* OBJECTIVE
Check each line of the listing below for the string "styles", and give only how many lines hold it.

* DATASET SECTION
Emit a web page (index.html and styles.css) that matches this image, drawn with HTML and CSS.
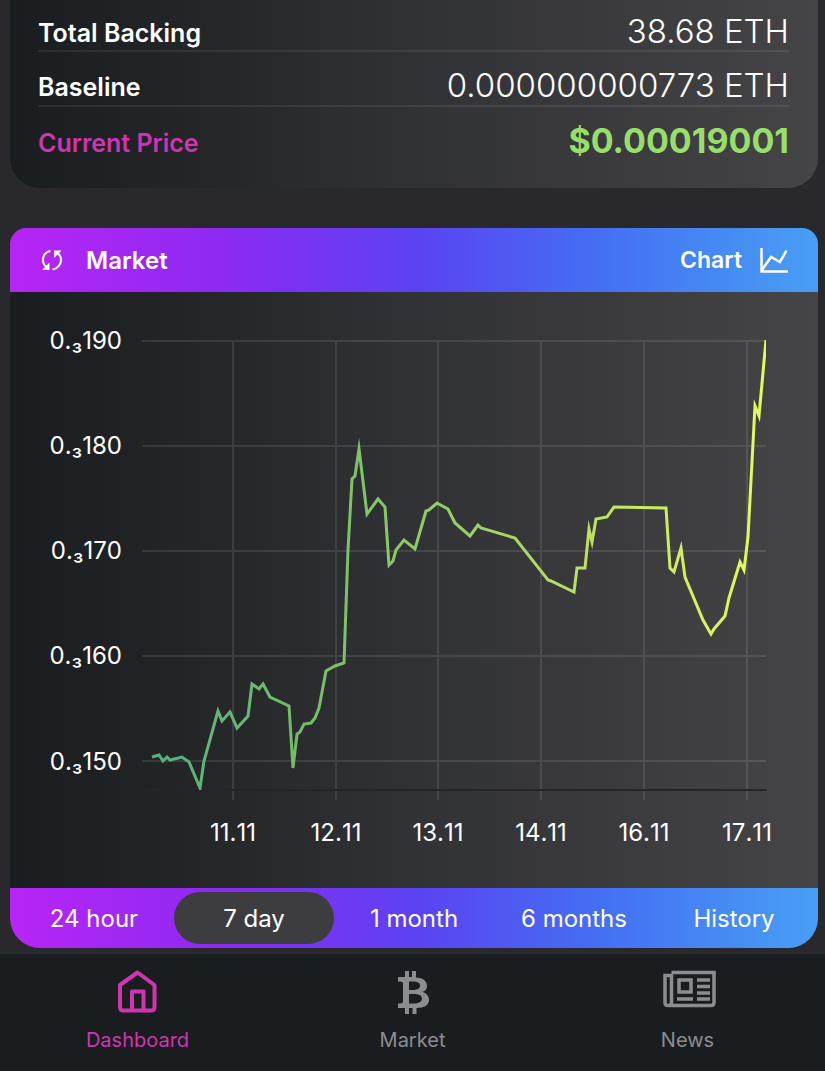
FILE: index.html
```html
<!DOCTYPE html>
<html lang="en">
<head>
    <meta charset="UTF-8">
    <meta name="viewport" content="width=device-width, initial-scale=1.0">
    <title>Dashboard</title>
    <link rel="stylesheet" href="styles.css">
</head>
<body>
    <main class="content">
        <dl class="stats">
            <div class="stat">
                <dt>Total Backing</dt>
                <dd>38.68 ETH</dd>
            </div>
            <div class="stat">
                <dt>Baseline</dt>
                <dd>0.000000000773 ETH</dd>
            </div>
            <div class="stat price">
                <dt>Current Price</dt>
                <dd>$0.00019001</dd>
            </div>
        </dl>

        <section class="market">
            <div class="market-header">
                <button class="header-button" type="button">
                    <svg class="refresh-icon" viewBox="0 0 22 22" aria-hidden="true">
                        <path d="M10.500 2C6 3 3 6.500 3 11C3 14 4.500 16.500 6.500 18M12.500 20.500C17.500 19.500 21 15.500 21 11C21 8 19.500 5.500 17.500 4"/>
                        <path class="fill" d="M2 21H9.500V13.500ZM21.500 1.500H14V9Z"/>
                    </svg>
                    <span>Market</span>
                </button>
                <a class="chart-link" href="#chart">
                    <span>Chart</span>
                    <svg class="chart-icon" viewBox="0 0 28 25" aria-hidden="true">
                        <path d="M1.500 0V23.500H28M2 22L11 9L20 14L26.500 2.500"/>
                    </svg>
                </a>
            </div>

            <svg class="chart" id="chart" viewBox="10 292 808 596" role="img" aria-label="Price chart">
                <defs>
                    <linearGradient id="line" gradientUnits="userSpaceOnUse" x1="152" y1="0" x2="766" y2="0">
                        <stop offset="0" stop-color="#5aae80"/>
                        <stop offset="0.25" stop-color="#74bd68"/>
                        <stop offset="0.5" stop-color="#98cf65"/>
                        <stop offset="0.8" stop-color="#cbe960"/>
                        <stop offset="1" stop-color="#e2fb5c"/>
                    </linearGradient>
                    <clipPath id="plot">
                        <rect x="142" y="340" width="624" height="450"/>
                    </clipPath>
                </defs>
                <path class="grid" d="M142 341H766M142 446H766M142 551H766M142 656H766M142 761H766M233 340V800M336 340V800M438 340V800M541 340V800M644 340V800M747 340V800"/>
                <path class="axis" d="M142 790H767"/>
                <polyline class="price-line" clip-path="url(#plot)" points="152,757 159,755 163,761 167,757 170,760 182,757 189,762 200,788 204,761 218,711 222,721 230,712 237,728 248,716 252,684 259,689 263,684 270,697 289,706 293,768 297,734 300,732 304,724 311,723 315,718 319,708 326,671 335,666 344,663 348,550 352,479 355,476 359,449 367,514 378,499 385,507 389,565 393,561 396,550 404,540 415,549 426,511 429,510 437,503 448,509 455,523 470,536 478,525 481,528 515,538 548,580 551,581 574,592 577,568 585,568 589,529 592,542 596,519 607,517 614,507 666,508 670,568 674,572 681,548 685,577 703,620 711,634 714,629 725,616 729,598 740,562 744,570 748,537 755,406 759,416 766,340"/>
                <g class="y-labels">
                    <text x="122" y="349">0.₃190</text>
                    <text x="122" y="454">0.₃180</text>
                    <text x="122" y="559">0.₃170</text>
                    <text x="122" y="664">0.₃160</text>
                    <text x="122" y="770">0.₃150</text>
                </g>
                <g class="x-labels">
                    <text x="233" y="841">11.11</text>
                    <text x="336" y="841">12.11</text>
                    <text x="438" y="841">13.11</text>
                    <text x="541" y="841">14.11</text>
                    <text x="644" y="841">16.11</text>
                    <text x="747" y="841">17.11</text>
                </g>
            </svg>

            <div class="ranges">
                <button class="range" type="button">24 hour</button>
                <button class="range active" type="button">7 day</button>
                <button class="range" type="button">1 month</button>
                <button class="range" type="button">6 months</button>
                <button class="range" type="button">History</button>
            </div>
        </section>
    </main>

    <nav class="tab-bar">
        <a class="tab active" href="#dashboard">
            <svg class="tab-icon" viewBox="0 0 56 44" aria-hidden="true">
                <path class="stroke" d="M10 15L27.500 2.500L44.500 15V37Q44.500 40.500 41 40.500H13.500Q10 40.500 10 37ZM22 40.500V21.500H33.500V40.500"/>
            </svg>
            <span>Dashboard</span>
        </a>
        <a class="tab" href="#market">
            <svg class="tab-icon" viewBox="0 0 56 44" aria-hidden="true">
                <path fill-rule="evenodd" d="M13 7H20V1H24V7H27V1H31V7.500C38 8 42 11 42 16C42 19 40.500 21 37.500 22C41.500 23 44 26 44 30C44 35 39.500 38 31.500 38V44H27.500V38H24V44H20V38H13V33.500H15.500Q18 33.500 18 31.500V13.500Q18 11.500 15.500 11.500H13ZM24 11.500V20H27.500C32.500 20 35 18.500 35 15.500C35 12.500 32.500 11.500 28 11.500ZM24 24V33.500H28.500C33.500 33.500 37 32 37 28.500C37 25.500 34 24 29 24Z"/>
            </svg>
            <span>Market</span>
        </a>
        <a class="tab" href="#news">
            <svg class="tab-icon" viewBox="0 0 56 44" aria-hidden="true">
                <path class="lines" d="M11.500 2.500H54V32.500Q54 35.500 51 35.500H8Q5 35.500 5 32.500V5.500H11.500V32.500Q11.500 35.500 8.500 35.500"/>
                <path class="lines" d="M19 10H31V22H19ZM17 29H33M37 10H50M37 16.500H50M37 23H50M37 29H50"/>
            </svg>
            <span>News</span>
        </a>
    </nav>
</body>
</html>
```

FILE: styles.css
```css
* {
    box-sizing: border-box;
}

body {
    margin: 0;
    min-height: 100vh;
    display: flex;
    flex-direction: column;
    font-family: Inter, "Liberation Sans", sans-serif;
    background-color: #29282c;
    color: #fff;
}

a {
    color: inherit;
    text-decoration: none;
}

button {
    border: 0;
    padding: 0;
    background: none;
    color: inherit;
    font: inherit;
    cursor: pointer;
}

.content {
    padding: 0 7px 6px 10px;
}

.stats,
.market {
    background: linear-gradient(90deg, #1a1d1f 0%, #242628 25%, #313235 50%, #3b3b3e 75%, #454547 100%);
    border-radius: 0 0 30px 30px;
}

.stats {
    margin: 0 0 40px;
    padding: 0 29px 26px 28px;
}

.stat {
    display: flex;
    justify-content: space-between;
    align-items: center;
    height: 55px;
    padding-top: 13px;
    border-bottom: 2px solid rgba(255, 255, 255, 0.08);
}

.stat:first-child {
    height: 52px;
    padding-top: 11px;
}

.stat:last-child {
    border-bottom: 0;
}

.stat dt {
    padding-top: 4px;
    font-size: 25px;
    line-height: 32px;
    font-weight: 600;
}

.stat dd {
    margin: 0;
    font-size: 33px;
    line-height: 40px;
    font-weight: 300;
}

.price dt {
    color: #cf35b0;
}

.price dd {
    color: #97de6b;
    font-size: 34px;
    font-weight: 700;
}

.market {
    border-radius: 16px 16px 30px 30px;
    overflow: hidden;
}

.market-header,
.ranges {
    display: flex;
    background: linear-gradient(90deg, #b725f5 0%, #8c2af2 27%, #5b42f2 50%, #446ff3 73%, #489ff4 100%);
}

.market-header {
    height: 64px;
    padding: 0 30px;
    justify-content: space-between;
    align-items: center;
    font-size: 24px;
    font-weight: 600;
}

.header-button,
.chart-link {
    display: flex;
    align-items: center;
}

.header-button {
    gap: 24px;
}

.chart-link {
    gap: 18px;
    font-size: 23px;
}

.refresh-icon {
    width: 22px;
    height: 22px;
    fill: none;
    stroke: #fff;
    stroke-width: 2;
}

.refresh-icon .fill {
    fill: #fff;
    stroke: none;
}

.chart-icon {
    width: 28px;
    height: 25px;
    fill: none;
    stroke: #fff;
    stroke-width: 2.5;
}

.chart {
    display: block;
    width: 100%;
    height: auto;
}

.grid {
    fill: none;
    stroke: rgba(255, 255, 255, 0.1);
    stroke-width: 2;
}

.axis {
    stroke: #252528;
    stroke-width: 2;
}

.price-line {
    fill: none;
    stroke: url(#line);
    stroke-width: 3;
    stroke-miterlimit: 10;
}

.chart text {
    fill: #fff;
    font-size: 24px;
    font-kerning: none;
}

.y-labels {
    text-anchor: end;
}

.x-labels {
    text-anchor: middle;
}

.ranges {
    padding: 4px;
}

.range {
    flex: 1;
    height: 52px;
    border-radius: 26px;
    font-size: 24px;
}

.range.active {
    background-color: #3d3d40;
}

.tab-bar {
    flex: 1;
    display: flex;
    padding: 16px 0;
    background-color: #1a1d20;
}

.tab {
    flex: 1;
    display: flex;
    flex-direction: column;
    align-items: center;
    gap: 13px;
    color: #8c8d8f;
    font-size: 20px;
    line-height: 26px;
}

.tab.active {
    color: #cf35b0;
}

.tab-icon {
    width: 56px;
    height: 44px;
    fill: currentColor;
}

.tab-icon .stroke,
.tab-icon .lines {
    fill: none;
    stroke: currentColor;
    stroke-width: 4;
    stroke-linejoin: round;
}

.tab-icon .lines {
    stroke-width: 3.5;
    stroke-linejoin: miter;
}
```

* THE RESPONSE
3